PYCH: The Program Worth Starting (pitch!)

May 23, 2012 | Off the Hook Arts

I’m certain that if you’ve followed the early steps of our development that you’ve seen this photo before. It’s a photo of my seven year old daughter, Naomi. Since she began the violin at age three,  we have puzzled through difficult musical problems together. We have struggled with stamina and concentration. We have delved into the complexity of learning new positions, techniques, memorization and finally sight reading chamber music together. But the skills that she has developed through playing an instrument, particularly holding her own part while another plays contrapuntally, has given her a sense of confidence and self-actuality that no classroom teacher of 24 students has achieved. We have discovered together that perseverance and hard work lead her to that golden reward of self-confidence and personal achievement.

She now plays music with her best friend, peers and professional musicians. Although she may not have the same life experience that many she plays with, she still communicates her intentions, leads a phrase musically, and performs with confidence. I’m convinced that her life is dramatically more rich and the process of her thinking more profound by learning at an early age how to play an instrument and use it collaboratively in chamber music.

AppleMarkThis is just the sense of accomplishment that is achieved through PYCH. PYCH: Project Youth and Chamber Music, targets the ebbing presence of creative education in public schools. Studies by Crystal Gibson state children who grow up around music are more intellectually active and have a better chance of graduating high school or college. Through the development of musical skills children gain an awareness of their potential, what discipline can do for them, and are encouraged to value learning and hard work.

I know the success of this type of program and the permanent, life changing impact it has on participating students. In 2008 – 2011, as Director of CHAMPS (Chamber Music in Public Schools) in Austin, Texas, I led effective change in the program: more community minded music education, a focus on underserved schools and an increase in community outreach. We established a Master Class series with visiting artists as well as a collaborative project with the Miro String Quartet’s Graduate String Quartet Program at the University of Texas.  That project is the addition of CHAMPS coaching experience to UT graduate students’ educational curriculum.

Change and feedback was immediate from orchestra directors, students, and parents. A school with 98% underserved Latino and African American population was added. UT graduate quartet students gained hands on teaching experience. For the first time in CHAMPS history, we started the fall semester with an $8500 surplus because of increased community recognition and financial support. PYCH can bring the same success to this community with supportive private donations and grants.

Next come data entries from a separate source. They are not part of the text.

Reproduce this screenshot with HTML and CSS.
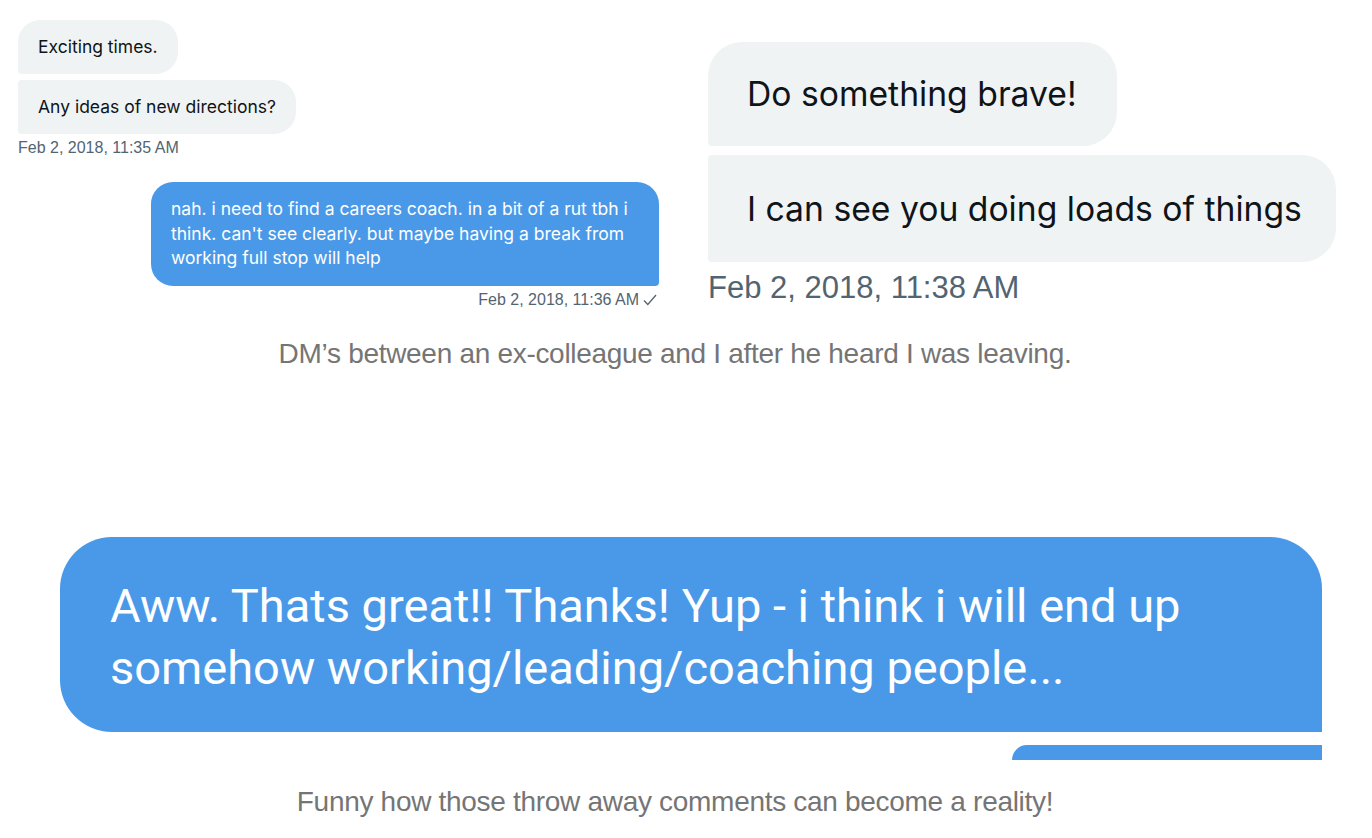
FILE: index.html
```html
<!DOCTYPE html>
<html lang="en">
<head>
<meta charset="utf-8">
<title>DMs</title>
<link rel="stylesheet" href="styles.css">
</head>
<body>
<main class="post">
  <figure class="fig fig-dm">
    <div class="dm-row">
      <div class="thread thread-small">
        <div class="bubble in first">Exciting times.</div>
        <div class="bubble in last">Any ideas of new directions?</div>
        <div class="stamp">Feb 2, 2018, 11:35 AM</div>
        <div class="bubble out">nah. i need to find a careers coach. in a bit of a rut tbh i<br>think. can't see clearly. but maybe having a break from<br>working full stop will help</div>
        <div class="stamp stamp-out">Feb 2, 2018, 11:36 AM <svg class="check" width="14" height="12" viewBox="0 0 14 12" aria-hidden="true"><polyline points="1,6.5 4.8,10.5 13,1" fill="none" stroke="#536471" stroke-width="1.3"/></svg></div>
      </div>
      <div class="thread thread-large">
        <div class="bubble big in first">Do something brave!</div>
        <div class="bubble big in last">I can see you doing loads of things</div>
        <div class="stamp stamp-big">Feb 2, 2018, 11:38 AM</div>
      </div>
    </div>
    <figcaption class="caption caption-1">DM’s between an ex-colleague and I after he heard I was leaving.</figcaption>
  </figure>

  <figure class="fig fig-big">
    <div class="shot">
      <div class="huge-bubble">Aww. Thats great!! Thanks! Yup - i think i will end up<br>somehow working/leading/coaching people...</div>
      <div class="huge-next"></div>
    </div>
    <figcaption class="caption caption-2">Funny how those throw away comments can become a reality!</figcaption>
  </figure>
</main>
</body>
</html>
```

FILE: styles.css
```css
* { box-sizing: border-box; }

html, body {
  margin: 0;
  padding: 0;
  background: #ffffff;
}

body {
  font-family: "Inter", "Liberation Sans", sans-serif;
  color: #0f1419;
}

.post {
  width: 1350px;
}

.fig {
  margin: 0;
}

.dm-row {
  display: flex;
  align-items: flex-start;
}

.thread {
  display: flex;
  flex-direction: column;
  align-items: flex-start;
}

.thread-small {
  width: 680px;
  padding: 20px 21px 0 18px;
}

.thread-large {
  width: 628px;
  margin-left: 28px;
  padding-top: 42px;
}

.bubble {
  background: #eff3f4;
  font-size: 17.5px;
  line-height: 22px;
  padding: 16px 20px;
  border-radius: 22px;
  white-space: nowrap;
}

.bubble.in.first {
  border-bottom-left-radius: 4px;
}

.bubble.in.last {
  margin-top: 6px;
  border-top-left-radius: 4px;
  border-bottom-left-radius: 4px;
}

.stamp {
  margin-top: 5px;
  font-family: "Liberation Sans", sans-serif;
  font-size: 16px;
  line-height: 18px;
  color: #536471;
}

.bubble.out {
  align-self: flex-end;
  margin-top: 25px;
  width: 508px;
  padding: 15px 20px;
  line-height: 24.5px;
  background: #4a99e8;
  color: #ffffff;
  border-radius: 22px;
  border-bottom-right-radius: 4px;
}

.stamp-out {
  align-self: flex-end;
  margin-top: 5px;
  margin-right: 2px;
  display: flex;
  align-items: center;
  gap: 4px;
}

.check {
  display: block;
}

.bubble.big {
  font-size: 33.7px;
  line-height: 40px;
  padding: 32px 39px;
  border-radius: 34px;
}

.bubble.big.first {
  width: 409px;
  height: 104px;
  border-bottom-left-radius: 4px;
}

.bubble.big.last {
  margin-top: 9px;
  width: 628px;
  height: 107px;
  padding-top: 34px;
  border-top-left-radius: 4px;
  border-bottom-left-radius: 4px;
}

.stamp-big {
  margin-top: 8px;
  font-size: 31px;
  line-height: 36px;
}

.caption {
  font-family: "Liberation Sans", sans-serif;
  font-size: 28px;
  line-height: 36px;
  color: #757575;
  text-align: center;
  letter-spacing: -0.3px;
}

.caption-1 {
  margin-top: 27px;
}

.fig-big {
  margin-top: 165px;
}

.shot {
  margin-left: 60px;
  width: 1262px;
  height: 223px;
  overflow: hidden;
  display: flex;
  flex-direction: column;
  align-items: flex-end;
}

.huge-bubble {
  align-self: stretch;
  height: 195px;
  background: #4a99e8;
  color: #ffffff;
  font-family: "Roboto", "Liberation Sans", sans-serif;
  font-size: 47px;
  line-height: 62px;
  padding: 38px 50px;
  border-radius: 52px 52px 0 52px;
  white-space: nowrap;
}

.huge-next {
  margin-top: 13px;
  width: 310px;
  height: 60px;
  background: #4a99e8;
  border-radius: 44px 0 0 0;
}

.caption-2 {
  margin-top: 24px;
}
```
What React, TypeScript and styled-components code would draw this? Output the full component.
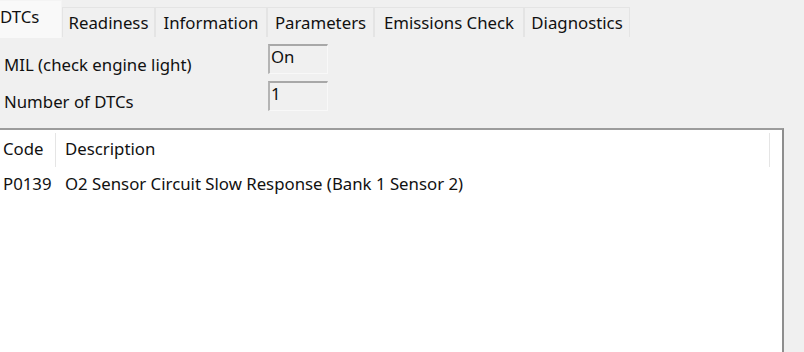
import React from "react";
import styled, { createGlobalStyle } from "styled-components";

const tabs = [
    { label: "DTCs", width: 62 },
    { label: "Readiness", width: 93 },
    { label: "Information", width: 112 },
    { label: "Parameters", width: 107 },
    { label: "Emissions Check", width: 150 },
    { label: "Diagnostics", width: 106 },
];

const dtcs = [
    { code: "P0139", description: "O2 Sensor Circuit Slow Response (Bank 1 Sensor 2)" },
];

const App = () => {
    return (
        <Window>
            <GlobalStyle />
            <TabStrip>
                {tabs.map((tab, index) => (
                    <Tab key={tab.label} $active={index === 0} $width={tab.width}>
                        {tab.label}
                    </Tab>
                ))}
            </TabStrip>
            <Panel>
                <Fields>
                    <FieldRow>
                        <Label>MIL (check engine light)</Label>
                        <ValueBox>On</ValueBox>
                    </FieldRow>
                    <FieldRow>
                        <Label>Number of DTCs</Label>
                        <ValueBox>1</ValueBox>
                    </FieldRow>
                </Fields>
                <ListWrap>
                    <ListView>
                        <HeaderRow>
                            <HeaderCell $width={56}>Code</HeaderCell>
                            <HeaderCell $width={714}>Description</HeaderCell>
                        </HeaderRow>
                        {dtcs.map((dtc) => (
                            <ItemRow key={dtc.code}>
                                <Cell $width={56}>{dtc.code}</Cell>
                                <Cell $width={714}>{dtc.description}</Cell>
                            </ItemRow>
                        ))}
                    </ListView>
                    <Gutter />
                </ListWrap>
            </Panel>
        </Window>
    );
};

export default App;

const GlobalStyle = createGlobalStyle`
    html, body {
        margin: 0;
        padding: 0;
        background: #f0f0f0;
        overflow: hidden;
    }
    body {
        font-family: "Noto Sans", "Open Sans", sans-serif;
        font-size: 16.8px;
        color: #111111;
    }
`;

const Window = styled.div`
    width: 804px;
    height: 352px;
    display: flex;
    flex-direction: column;
    background: #f0f0f0;
    overflow: hidden;
`;

const TabStrip = styled.div`
    height: 38px;
    display: flex;
    align-items: flex-end;
`;

const Tab = styled.div<{ $active?: boolean; $width: number }>`
    width: ${(p) => p.$width}px;
    height: ${(p) => (p.$active ? 38 : 30)}px;
    box-sizing: border-box;
    display: flex;
    align-items: center;
    justify-content: ${(p) => (p.$active ? "flex-start" : "center")};
    padding-bottom: ${(p) => (p.$active ? 6 : 0)}px;
    margin-bottom: ${(p) => (p.$active ? 0 : 1)}px;
    background: ${(p) => (p.$active ? "#f9f9f9" : "#f0f0f0")};
    border: 1px solid ${(p) => (p.$active ? "#f4f4f4" : "#e4e4e4")};
    border-left: ${(p) => (p.$active ? "none" : "1px solid #e4e4e4")};
    border-bottom: none;
    white-space: nowrap;
`;

const Panel = styled.div`
    flex: 1;
    display: flex;
    flex-direction: column;
    min-height: 0;
`;

const Fields = styled.div`
    height: 90px;
    display: flex;
    flex-direction: column;
    padding-top: 6px;
    gap: 7px;
    box-sizing: border-box;
`;

const FieldRow = styled.div`
    display: flex;
    align-items: flex-start;
    height: 30px;
`;

const Label = styled.div`
    width: 268px;
    padding-left: 4px;
    padding-top: 10px;
    box-sizing: border-box;
    line-height: 22px;
`;

const ValueBox = styled.div`
    width: 60px;
    height: 30px;
    box-sizing: border-box;
    border-top: 2px solid #a8a8a8;
    border-left: 2px solid #b4b4b4;
    border-right: 1px solid #f8f8f8;
    border-bottom: 1px solid #f8f8f8;
    padding-left: 1px;
    line-height: 22px;
    background: #f0f0f0;
`;

const ListWrap = styled.div`
    flex: 1;
    display: flex;
    min-height: 0;
`;

const ListView = styled.div`
    width: 784px;
    box-sizing: border-box;
    background: #ffffff;
    border-top: 2px solid #9c9c9c;
    border-right: 2px solid #8e8e8e;
    display: flex;
    flex-direction: column;
`;

const Gutter = styled.div`
    flex: 1;
    background: #f0f0f0;
`;

const HeaderRow = styled.div`
    height: 37px;
    display: flex;
    align-items: stretch;
    padding-top: 3px;
    box-sizing: border-box;
`;

const HeaderCell = styled.div<{ $width: number }>`
    width: ${(p) => p.$width}px;
    box-sizing: border-box;
    padding-left: 3px;
    display: flex;
    align-items: center;
    padding-bottom: 4px;
    border-right: 1px solid #e5e5e5;
    white-space: nowrap;
    & + & {
        padding-left: 9px;
    }
`;

const ItemRow = styled.div`
    height: 32px;
    display: flex;
    align-items: center;
`;

const Cell = styled.div<{ $width: number }>`
    width: ${(p) => p.$width}px;
    box-sizing: border-box;
    padding-left: 3px;
    white-space: nowrap;
    & + & {
        padding-left: 9px;
    }
`;
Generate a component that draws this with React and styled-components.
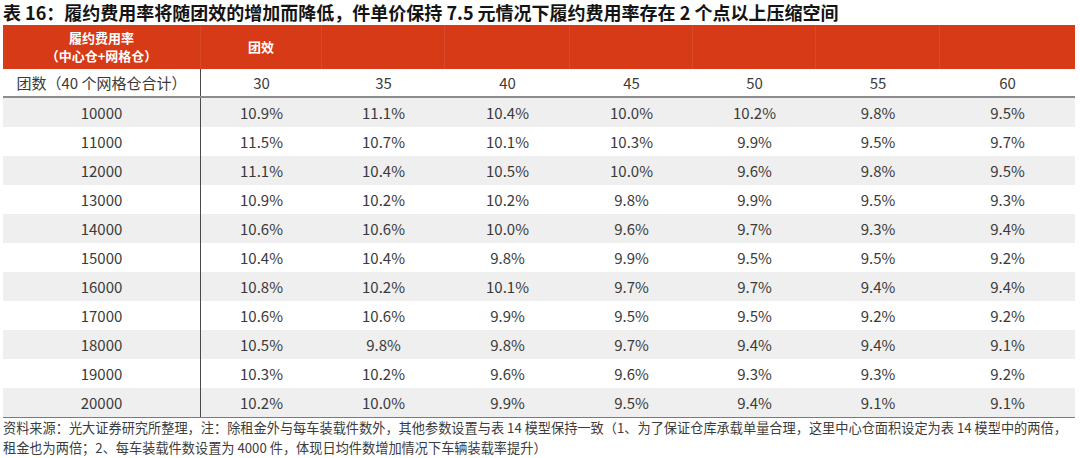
import styled, { createGlobalStyle } from 'styled-components';

const GlobalStyle = createGlobalStyle`
  html, body {
    margin: 0;
    padding: 0;
    background: #ffffff;
  }
  body {
    font-family: 'Noto Sans CJK SC', 'Noto Sans', sans-serif;
    color: #3a3a3a;
  }
`;

const COLUMNS = '198px 121px 123px 125px 123px 123px 124px 1fr';

const efficiencies = [30, 35, 40, 45, 50, 55, 60];

const rows = [
  ['10000', '10.9%', '11.1%', '10.4%', '10.0%', '10.2%', '9.8%', '9.5%'],
  ['11000', '11.5%', '10.7%', '10.1%', '10.3%', '9.9%', '9.5%', '9.7%'],
  ['12000', '11.1%', '10.4%', '10.5%', '10.0%', '9.6%', '9.8%', '9.5%'],
  ['13000', '10.9%', '10.2%', '10.2%', '9.8%', '9.9%', '9.5%', '9.3%'],
  ['14000', '10.6%', '10.6%', '10.0%', '9.6%', '9.7%', '9.3%', '9.4%'],
  ['15000', '10.4%', '10.4%', '9.8%', '9.9%', '9.5%', '9.5%', '9.2%'],
  ['16000', '10.8%', '10.2%', '10.1%', '9.7%', '9.7%', '9.4%', '9.4%'],
  ['17000', '10.6%', '10.6%', '9.9%', '9.5%', '9.5%', '9.2%', '9.2%'],
  ['18000', '10.5%', '9.8%', '9.8%', '9.7%', '9.4%', '9.4%', '9.1%'],
  ['19000', '10.3%', '10.2%', '9.6%', '9.6%', '9.3%', '9.3%', '9.2%'],
  ['20000', '10.2%', '10.0%', '9.9%', '9.5%', '9.4%', '9.1%', '9.1%'],
];

const App = () => (
  <>
    <GlobalStyle />
    <Page>
      <Title>
        表 16：履约费用率将随团效的增加而降低，件单价保持 7.5 元情况下履约费用率存在 2 个点以上压缩空间
      </Title>
      <Table>
        <HeaderRow>
          <HeaderCell>
            <span>履约费用率</span>
            <span>（中心仓+网格仓）</span>
          </HeaderCell>
          <HeaderCell>团效</HeaderCell>
          {efficiencies.slice(1).map((e) => (
            <HeaderCell key={e} />
          ))}
        </HeaderRow>
        <SubHeaderRow>
          <Cell $first>团数（40 个网格仓合计）</Cell>
          {efficiencies.map((e) => (
            <Cell key={e}>{e}</Cell>
          ))}
        </SubHeaderRow>
        {rows.map((row, i) => (
          <DataRow key={row[0]} $shaded={i % 2 === 0} $last={i === rows.length - 1}>
            {row.map((value, j) => (
              <Cell key={j} $first={j === 0}>
                {value}
              </Cell>
            ))}
          </DataRow>
        ))}
      </Table>
      <Note>
        <NoteLine>
          资料来源：光大证券研究所整理，注：除租金外与每车装载件数外，其他参数设置与表 14 模型保持一致（1、为了保证仓库承载单量合理，这里中心仓面积设定为表 14 模型中的两倍，
        </NoteLine>
        <NoteLine>
          租金也为两倍；2、每车装载件数设置为 4000 件，体现日均件数增加情况下车辆装载率提升）
        </NoteLine>
      </Note>
    </Page>
  </>
);

const Page = styled.div`
  width: 1080px;
  height: 458px;
  overflow: hidden;
  padding: 0 5px 0 3px;
  box-sizing: border-box;
`;

const Title = styled.div`
  height: 25px;
  font-size: 18px;
  font-weight: 700;
  color: #141414;
  line-height: 24px;
  white-space: nowrap;
`;

const Table = styled.div`
  display: flex;
  flex-direction: column;
`;

const Row = styled.div`
  display: grid;
  grid-template-columns: ${COLUMNS};
`;

const HeaderRow = styled(Row)`
  height: 44px;
  background: #d63a17;
`;

const HeaderCell = styled.div`
  display: flex;
  flex-direction: column;
  align-items: center;
  justify-content: center;
  color: #ffffff;
  font-size: 13px;
  font-weight: 700;
  line-height: 18px;
  border-right: 1px solid rgba(255, 255, 255, 0.08);

  &:last-child {
    border-right: none;
  }
`;

const SubHeaderRow = styled(Row)`
  height: 27px;
  border-bottom: 2px solid #8c8c8c;
`;

const DataRow = styled(Row)`
  height: 29px;
  background: ${({ $shaded }) => ($shaded ? '#efefef' : '#ffffff')};
  border-bottom: ${({ $last }) => ($last ? '1.5px solid #7a7a7a' : 'none')};
`;

const Cell = styled.div`
  display: flex;
  align-items: center;
  justify-content: center;
  font-size: 15px;
  color: #3a3a3a;
  white-space: nowrap;
  border-right: ${({ $first }) => ($first ? '1px solid #4a4a4a' : 'none')};
`;

const Note = styled.div`
  font-size: 13.2px;
  line-height: 20px;
  color: #3c3c3c;
`;

const NoteLine = styled.div`
  white-space: nowrap;
`;

export default App;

In depth study of chamber music hones skills of observation, persistence, innovation, and self-reflection as musicians, while teaching a greater sense of commitment, responsibility and “people skills” as they work together to learn standard repertoire. The increased self-confidence and leadership skills are reflected not only in the orchestra program but also outside of the classroom. The Fort Collins community could benefit greatly from PYCH: Project Youth and Chamber Music.